** TASK DETAILS **
Extract everything from the first line through the line with "const tabs = ['全部', '应用', '文档', '网页'];", both ends included, except for any pictures.

** GIVEN DATA **
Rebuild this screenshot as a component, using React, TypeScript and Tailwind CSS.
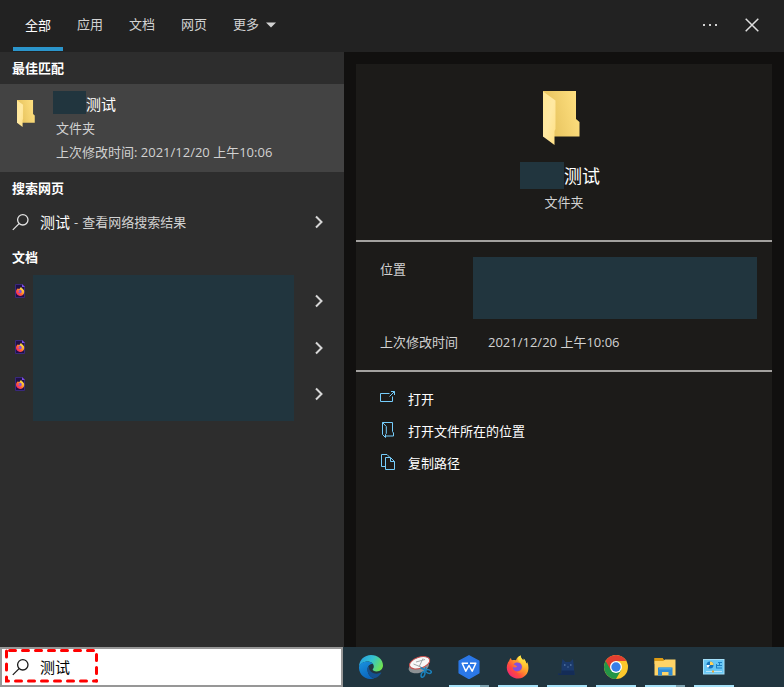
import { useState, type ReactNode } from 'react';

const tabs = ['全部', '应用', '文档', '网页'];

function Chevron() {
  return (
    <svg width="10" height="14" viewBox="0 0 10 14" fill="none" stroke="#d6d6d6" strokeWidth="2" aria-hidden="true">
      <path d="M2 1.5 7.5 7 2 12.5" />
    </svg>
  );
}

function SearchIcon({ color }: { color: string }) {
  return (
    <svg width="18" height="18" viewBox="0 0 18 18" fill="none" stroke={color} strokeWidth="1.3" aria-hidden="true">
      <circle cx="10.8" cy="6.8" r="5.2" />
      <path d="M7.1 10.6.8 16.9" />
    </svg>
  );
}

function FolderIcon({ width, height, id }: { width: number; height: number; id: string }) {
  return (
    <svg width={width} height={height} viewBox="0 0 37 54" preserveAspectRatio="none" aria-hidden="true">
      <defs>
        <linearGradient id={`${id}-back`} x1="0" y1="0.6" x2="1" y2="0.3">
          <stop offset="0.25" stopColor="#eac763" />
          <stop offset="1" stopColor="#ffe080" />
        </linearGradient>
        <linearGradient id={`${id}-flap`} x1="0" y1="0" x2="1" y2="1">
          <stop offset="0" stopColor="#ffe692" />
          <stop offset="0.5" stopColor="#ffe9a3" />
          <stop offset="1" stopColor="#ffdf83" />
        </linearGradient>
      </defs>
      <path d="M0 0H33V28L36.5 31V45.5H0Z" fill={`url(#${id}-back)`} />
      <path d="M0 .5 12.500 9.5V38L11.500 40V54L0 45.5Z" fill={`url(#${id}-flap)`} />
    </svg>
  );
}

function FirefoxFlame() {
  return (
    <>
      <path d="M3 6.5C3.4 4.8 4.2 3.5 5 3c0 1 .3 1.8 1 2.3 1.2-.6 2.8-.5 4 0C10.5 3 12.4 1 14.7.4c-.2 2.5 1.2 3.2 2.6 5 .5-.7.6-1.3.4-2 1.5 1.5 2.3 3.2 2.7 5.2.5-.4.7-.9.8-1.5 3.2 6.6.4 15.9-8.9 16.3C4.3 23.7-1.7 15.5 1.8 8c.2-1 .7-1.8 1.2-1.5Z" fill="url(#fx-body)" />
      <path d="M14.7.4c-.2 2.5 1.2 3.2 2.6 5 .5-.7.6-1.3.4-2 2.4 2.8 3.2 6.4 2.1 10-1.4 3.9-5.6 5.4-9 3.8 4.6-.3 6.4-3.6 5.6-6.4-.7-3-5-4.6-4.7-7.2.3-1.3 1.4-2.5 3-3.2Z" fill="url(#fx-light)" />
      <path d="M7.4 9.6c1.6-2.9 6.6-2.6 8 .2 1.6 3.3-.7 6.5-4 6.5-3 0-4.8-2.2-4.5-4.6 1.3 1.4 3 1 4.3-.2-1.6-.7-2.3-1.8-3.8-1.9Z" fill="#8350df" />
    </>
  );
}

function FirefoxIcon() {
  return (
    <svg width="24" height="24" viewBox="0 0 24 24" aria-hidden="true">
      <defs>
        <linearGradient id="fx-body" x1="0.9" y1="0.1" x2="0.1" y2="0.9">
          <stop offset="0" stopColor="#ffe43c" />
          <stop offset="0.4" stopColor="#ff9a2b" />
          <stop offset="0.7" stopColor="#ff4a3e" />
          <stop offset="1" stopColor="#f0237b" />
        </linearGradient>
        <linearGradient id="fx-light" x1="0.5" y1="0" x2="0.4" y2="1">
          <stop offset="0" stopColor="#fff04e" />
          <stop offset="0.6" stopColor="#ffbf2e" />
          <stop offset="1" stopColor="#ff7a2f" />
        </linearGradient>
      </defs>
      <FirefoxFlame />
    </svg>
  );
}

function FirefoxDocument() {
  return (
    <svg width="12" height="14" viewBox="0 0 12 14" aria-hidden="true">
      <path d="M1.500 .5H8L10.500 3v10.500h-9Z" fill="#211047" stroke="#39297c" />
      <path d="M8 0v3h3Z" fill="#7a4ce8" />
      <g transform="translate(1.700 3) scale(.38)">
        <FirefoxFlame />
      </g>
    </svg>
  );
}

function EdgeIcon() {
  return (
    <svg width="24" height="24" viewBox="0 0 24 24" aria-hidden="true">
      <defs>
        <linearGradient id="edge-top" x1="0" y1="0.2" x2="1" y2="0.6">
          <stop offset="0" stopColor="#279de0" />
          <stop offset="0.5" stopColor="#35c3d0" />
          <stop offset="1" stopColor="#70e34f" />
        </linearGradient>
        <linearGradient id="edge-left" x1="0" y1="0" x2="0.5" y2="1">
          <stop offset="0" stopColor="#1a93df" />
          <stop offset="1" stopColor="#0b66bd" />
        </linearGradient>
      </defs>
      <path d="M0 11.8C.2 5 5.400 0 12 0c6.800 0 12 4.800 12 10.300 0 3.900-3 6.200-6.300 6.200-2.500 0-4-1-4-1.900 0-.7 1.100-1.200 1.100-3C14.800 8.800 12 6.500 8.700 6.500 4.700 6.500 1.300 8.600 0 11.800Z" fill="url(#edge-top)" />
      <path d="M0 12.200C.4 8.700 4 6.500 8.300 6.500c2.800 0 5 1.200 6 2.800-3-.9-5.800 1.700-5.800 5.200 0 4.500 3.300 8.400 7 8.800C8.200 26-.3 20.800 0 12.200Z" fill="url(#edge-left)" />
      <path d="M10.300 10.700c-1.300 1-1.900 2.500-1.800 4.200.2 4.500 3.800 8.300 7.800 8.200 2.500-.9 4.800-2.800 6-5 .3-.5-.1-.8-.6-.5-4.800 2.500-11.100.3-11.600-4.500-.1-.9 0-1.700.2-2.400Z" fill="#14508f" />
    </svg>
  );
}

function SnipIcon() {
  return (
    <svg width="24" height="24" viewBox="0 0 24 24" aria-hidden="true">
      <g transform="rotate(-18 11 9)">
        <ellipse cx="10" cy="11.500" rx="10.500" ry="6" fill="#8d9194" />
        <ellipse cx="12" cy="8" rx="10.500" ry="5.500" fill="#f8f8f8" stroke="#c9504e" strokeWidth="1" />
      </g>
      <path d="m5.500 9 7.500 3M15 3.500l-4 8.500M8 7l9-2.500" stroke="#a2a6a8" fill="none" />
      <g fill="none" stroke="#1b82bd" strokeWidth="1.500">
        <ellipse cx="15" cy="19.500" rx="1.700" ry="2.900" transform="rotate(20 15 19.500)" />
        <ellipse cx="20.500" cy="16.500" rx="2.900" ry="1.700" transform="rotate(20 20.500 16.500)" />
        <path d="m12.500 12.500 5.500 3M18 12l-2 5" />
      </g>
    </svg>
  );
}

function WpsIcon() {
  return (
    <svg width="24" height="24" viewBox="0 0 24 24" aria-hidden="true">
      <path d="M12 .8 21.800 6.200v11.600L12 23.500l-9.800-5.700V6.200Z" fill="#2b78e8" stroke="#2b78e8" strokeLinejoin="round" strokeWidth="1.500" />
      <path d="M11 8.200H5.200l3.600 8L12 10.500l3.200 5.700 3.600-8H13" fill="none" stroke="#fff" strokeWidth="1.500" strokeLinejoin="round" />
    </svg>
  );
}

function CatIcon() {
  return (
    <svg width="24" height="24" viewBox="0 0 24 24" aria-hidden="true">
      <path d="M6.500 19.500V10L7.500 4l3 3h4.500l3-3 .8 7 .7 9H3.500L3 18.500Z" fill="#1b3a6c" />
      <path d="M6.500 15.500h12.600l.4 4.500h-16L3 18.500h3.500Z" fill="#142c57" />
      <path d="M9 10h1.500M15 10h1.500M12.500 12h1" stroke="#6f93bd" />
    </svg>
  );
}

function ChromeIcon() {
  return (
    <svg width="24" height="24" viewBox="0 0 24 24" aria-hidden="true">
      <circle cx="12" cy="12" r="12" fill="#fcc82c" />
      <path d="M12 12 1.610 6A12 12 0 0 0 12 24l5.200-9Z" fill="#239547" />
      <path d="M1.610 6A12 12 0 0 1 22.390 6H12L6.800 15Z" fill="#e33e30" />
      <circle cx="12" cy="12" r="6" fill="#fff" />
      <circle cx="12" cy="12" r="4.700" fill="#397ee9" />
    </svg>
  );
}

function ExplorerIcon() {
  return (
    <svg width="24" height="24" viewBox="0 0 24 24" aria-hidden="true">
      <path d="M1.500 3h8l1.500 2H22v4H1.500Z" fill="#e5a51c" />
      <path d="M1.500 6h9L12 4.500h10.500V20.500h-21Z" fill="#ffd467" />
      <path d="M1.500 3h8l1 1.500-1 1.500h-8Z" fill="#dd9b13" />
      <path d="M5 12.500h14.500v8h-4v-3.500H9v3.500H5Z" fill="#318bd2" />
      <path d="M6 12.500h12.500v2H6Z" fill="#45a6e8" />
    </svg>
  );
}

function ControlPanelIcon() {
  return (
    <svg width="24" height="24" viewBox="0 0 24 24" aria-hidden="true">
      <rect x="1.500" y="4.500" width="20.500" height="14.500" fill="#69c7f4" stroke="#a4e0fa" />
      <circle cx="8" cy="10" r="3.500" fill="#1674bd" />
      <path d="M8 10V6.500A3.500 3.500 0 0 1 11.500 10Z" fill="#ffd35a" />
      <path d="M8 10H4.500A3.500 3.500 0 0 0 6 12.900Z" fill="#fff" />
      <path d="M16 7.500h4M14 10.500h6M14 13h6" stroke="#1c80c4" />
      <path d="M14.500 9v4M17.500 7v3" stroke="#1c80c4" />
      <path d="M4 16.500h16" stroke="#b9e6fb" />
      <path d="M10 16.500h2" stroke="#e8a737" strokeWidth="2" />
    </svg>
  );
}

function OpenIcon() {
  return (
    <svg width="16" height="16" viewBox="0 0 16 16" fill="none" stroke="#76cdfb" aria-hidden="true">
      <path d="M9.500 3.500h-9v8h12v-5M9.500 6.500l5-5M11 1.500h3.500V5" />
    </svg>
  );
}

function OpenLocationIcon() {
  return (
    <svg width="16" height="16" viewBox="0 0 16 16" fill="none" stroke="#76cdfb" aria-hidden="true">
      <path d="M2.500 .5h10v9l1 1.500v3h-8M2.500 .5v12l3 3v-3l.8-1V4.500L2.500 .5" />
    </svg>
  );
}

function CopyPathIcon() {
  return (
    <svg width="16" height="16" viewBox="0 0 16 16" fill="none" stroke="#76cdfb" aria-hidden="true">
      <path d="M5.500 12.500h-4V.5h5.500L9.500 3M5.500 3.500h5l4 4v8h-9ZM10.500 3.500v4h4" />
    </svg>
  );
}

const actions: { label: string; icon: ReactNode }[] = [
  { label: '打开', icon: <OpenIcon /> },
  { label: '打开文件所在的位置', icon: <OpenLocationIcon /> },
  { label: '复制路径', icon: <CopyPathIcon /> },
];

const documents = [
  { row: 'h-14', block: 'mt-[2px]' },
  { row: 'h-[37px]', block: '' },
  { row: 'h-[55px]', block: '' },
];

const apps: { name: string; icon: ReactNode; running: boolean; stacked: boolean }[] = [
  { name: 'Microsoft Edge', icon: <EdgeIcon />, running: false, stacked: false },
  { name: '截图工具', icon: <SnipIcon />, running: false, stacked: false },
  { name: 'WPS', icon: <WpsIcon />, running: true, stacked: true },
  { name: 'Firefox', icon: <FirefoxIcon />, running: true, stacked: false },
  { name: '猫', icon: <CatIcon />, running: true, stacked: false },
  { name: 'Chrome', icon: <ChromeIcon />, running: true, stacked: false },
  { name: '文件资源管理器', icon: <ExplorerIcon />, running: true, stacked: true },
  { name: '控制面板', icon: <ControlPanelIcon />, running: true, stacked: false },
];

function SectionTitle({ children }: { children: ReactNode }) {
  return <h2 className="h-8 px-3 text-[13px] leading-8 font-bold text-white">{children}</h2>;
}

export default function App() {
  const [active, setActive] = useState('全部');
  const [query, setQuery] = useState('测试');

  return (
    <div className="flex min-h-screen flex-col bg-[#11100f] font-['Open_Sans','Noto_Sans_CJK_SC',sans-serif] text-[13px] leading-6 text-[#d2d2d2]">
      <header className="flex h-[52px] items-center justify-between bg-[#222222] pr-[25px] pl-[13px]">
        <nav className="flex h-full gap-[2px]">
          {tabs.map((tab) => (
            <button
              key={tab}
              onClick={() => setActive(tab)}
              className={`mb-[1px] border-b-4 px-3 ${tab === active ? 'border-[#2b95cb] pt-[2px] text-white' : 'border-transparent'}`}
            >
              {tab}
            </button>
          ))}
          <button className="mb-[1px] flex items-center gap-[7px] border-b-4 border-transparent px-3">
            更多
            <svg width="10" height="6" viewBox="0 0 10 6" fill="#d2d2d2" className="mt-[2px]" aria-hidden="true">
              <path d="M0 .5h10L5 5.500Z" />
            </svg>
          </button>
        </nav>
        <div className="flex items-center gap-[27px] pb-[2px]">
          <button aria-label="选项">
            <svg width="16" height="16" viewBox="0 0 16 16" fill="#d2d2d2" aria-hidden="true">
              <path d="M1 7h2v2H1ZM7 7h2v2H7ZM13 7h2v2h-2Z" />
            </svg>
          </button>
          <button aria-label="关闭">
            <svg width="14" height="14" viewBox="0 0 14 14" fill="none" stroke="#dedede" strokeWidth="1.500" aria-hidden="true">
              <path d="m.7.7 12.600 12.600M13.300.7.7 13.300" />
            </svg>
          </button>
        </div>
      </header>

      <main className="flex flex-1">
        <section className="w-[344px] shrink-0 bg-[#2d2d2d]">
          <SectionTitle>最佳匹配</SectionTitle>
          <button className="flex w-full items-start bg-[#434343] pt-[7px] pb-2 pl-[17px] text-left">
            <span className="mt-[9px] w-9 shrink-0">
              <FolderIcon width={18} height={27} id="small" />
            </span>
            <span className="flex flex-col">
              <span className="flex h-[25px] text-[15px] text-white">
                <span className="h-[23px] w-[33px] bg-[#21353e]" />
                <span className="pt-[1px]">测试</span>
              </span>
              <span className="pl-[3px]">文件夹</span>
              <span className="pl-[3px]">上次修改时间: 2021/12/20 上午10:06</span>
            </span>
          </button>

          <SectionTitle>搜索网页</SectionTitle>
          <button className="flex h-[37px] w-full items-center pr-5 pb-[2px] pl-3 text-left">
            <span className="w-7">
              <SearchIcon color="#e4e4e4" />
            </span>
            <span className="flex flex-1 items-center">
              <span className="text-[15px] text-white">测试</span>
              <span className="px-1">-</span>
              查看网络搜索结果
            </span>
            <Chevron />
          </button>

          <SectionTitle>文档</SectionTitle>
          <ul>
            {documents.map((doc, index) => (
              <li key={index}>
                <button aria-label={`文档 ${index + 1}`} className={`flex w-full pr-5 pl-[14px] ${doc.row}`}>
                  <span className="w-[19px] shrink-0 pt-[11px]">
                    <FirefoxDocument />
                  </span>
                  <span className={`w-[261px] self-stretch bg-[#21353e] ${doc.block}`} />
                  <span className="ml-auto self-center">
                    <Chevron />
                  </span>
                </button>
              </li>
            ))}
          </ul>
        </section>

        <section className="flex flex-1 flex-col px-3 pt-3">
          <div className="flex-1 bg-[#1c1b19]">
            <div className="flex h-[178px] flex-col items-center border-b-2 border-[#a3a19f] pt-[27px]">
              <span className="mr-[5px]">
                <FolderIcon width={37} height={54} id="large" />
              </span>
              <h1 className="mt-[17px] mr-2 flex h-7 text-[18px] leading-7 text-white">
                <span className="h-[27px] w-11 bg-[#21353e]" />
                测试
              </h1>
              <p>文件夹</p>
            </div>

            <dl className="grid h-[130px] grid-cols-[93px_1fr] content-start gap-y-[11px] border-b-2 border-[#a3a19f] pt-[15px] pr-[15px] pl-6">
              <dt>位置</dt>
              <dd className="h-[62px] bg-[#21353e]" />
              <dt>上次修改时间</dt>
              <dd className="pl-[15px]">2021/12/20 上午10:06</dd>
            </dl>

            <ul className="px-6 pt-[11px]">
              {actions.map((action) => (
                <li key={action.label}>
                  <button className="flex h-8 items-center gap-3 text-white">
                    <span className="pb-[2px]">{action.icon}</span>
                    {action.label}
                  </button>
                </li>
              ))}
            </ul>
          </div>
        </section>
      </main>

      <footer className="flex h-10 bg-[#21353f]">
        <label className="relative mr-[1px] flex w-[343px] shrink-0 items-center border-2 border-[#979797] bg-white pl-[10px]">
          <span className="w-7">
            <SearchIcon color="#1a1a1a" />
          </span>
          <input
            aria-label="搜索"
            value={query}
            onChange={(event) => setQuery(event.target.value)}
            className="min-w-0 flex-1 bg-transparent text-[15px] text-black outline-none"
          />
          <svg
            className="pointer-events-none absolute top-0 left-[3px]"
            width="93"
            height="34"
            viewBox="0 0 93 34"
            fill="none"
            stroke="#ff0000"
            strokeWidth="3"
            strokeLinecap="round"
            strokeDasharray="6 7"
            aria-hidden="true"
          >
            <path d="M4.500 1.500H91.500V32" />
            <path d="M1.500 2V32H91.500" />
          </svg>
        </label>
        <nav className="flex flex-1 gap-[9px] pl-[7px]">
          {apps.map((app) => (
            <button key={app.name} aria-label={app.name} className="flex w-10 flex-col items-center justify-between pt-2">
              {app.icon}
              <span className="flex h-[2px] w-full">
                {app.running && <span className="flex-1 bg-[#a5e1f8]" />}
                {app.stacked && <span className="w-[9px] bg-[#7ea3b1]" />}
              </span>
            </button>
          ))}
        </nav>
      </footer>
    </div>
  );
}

** OUTPUT FOR THIS TASK **
Rebuild this screenshot as a component, using React, TypeScript and Tailwind CSS.
import { useState, type ReactNode } from 'react';

const tabs = ['全部', '应用', '文档', '网页'];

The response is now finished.